206. From ἀλήθεια to Da-sein17
1. The critical regress from correctness to openness.
2. Openness first the essential extent of ἀλήθεια, the latter still undetermined in that respect.
3. This essential extent itself determines the "place" (time-space) of openness: the cleared "amidst" of beings.
4. Thereby truth definitively detached from all beings no matter how they are interpreted, whether as φύσις, ἰδέα or perceptum, object, the known, that which is thought.
5. Truth: now even more the question of its own essential occurrence; this latter determinable only out of the essence, and that in turn out of beyng.
6. The original essence, however, is the clearing of self-concealing; i.e., truth is the original truth of beyng (event).
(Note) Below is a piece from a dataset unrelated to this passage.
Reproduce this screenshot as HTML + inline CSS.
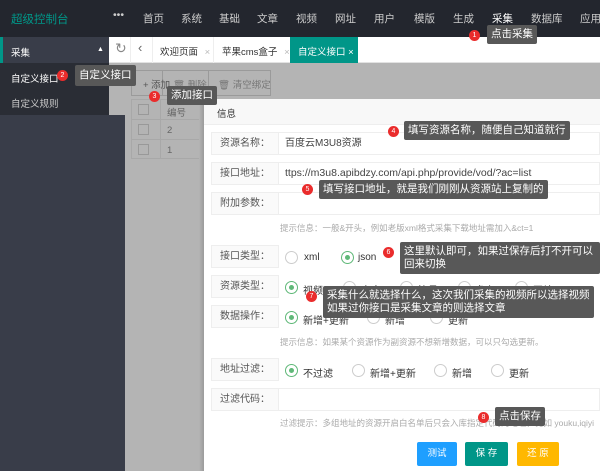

7. This clearing essentially occurs and is in the attuned, creative undergoing: i.e., truth "is" as grounding the "there" and as Da-sein.
8. Da-sein the ground of the human being.
9. Thereby asked anew: who is the human being?
207. From ἀλήθεια to Da-sein
Grasped inceptually as the basic character of φύσις, ἀλήθεια by its very essence debars every question of its relation to an other, e.g., to thinking. That relation can be interrogated only if the inceptual essence of ἀλήθεια has already been renounced and truth has become correctness.
In opposition to this, ἀλήθεια does require a more originary interrogation of its own essence (Whence and wherefore concealment and unconcealment?). To pose this question, however, it is necessary at first to grasp ἀλήθεια in its essential extent as the openness of beings. This extent indicates at the same time the place demanded by the openness of beings themselves for such openness to occur as the cleared "amidst" of beings
Thereby, however, ἀλήθεια is detached from all beings, so decisively that the question of its own beyng now becomes inescapable, inasmuch as its beyng is determined by ἀλήθεια itself out of the essential occurrence of ἀλήθεια.
17. Cf. the question of truth in the lecture course, Grundfragen der Philosophie: Ausgewahlte "Probleme" der "Logik," winter semester 1937-38 (GA45).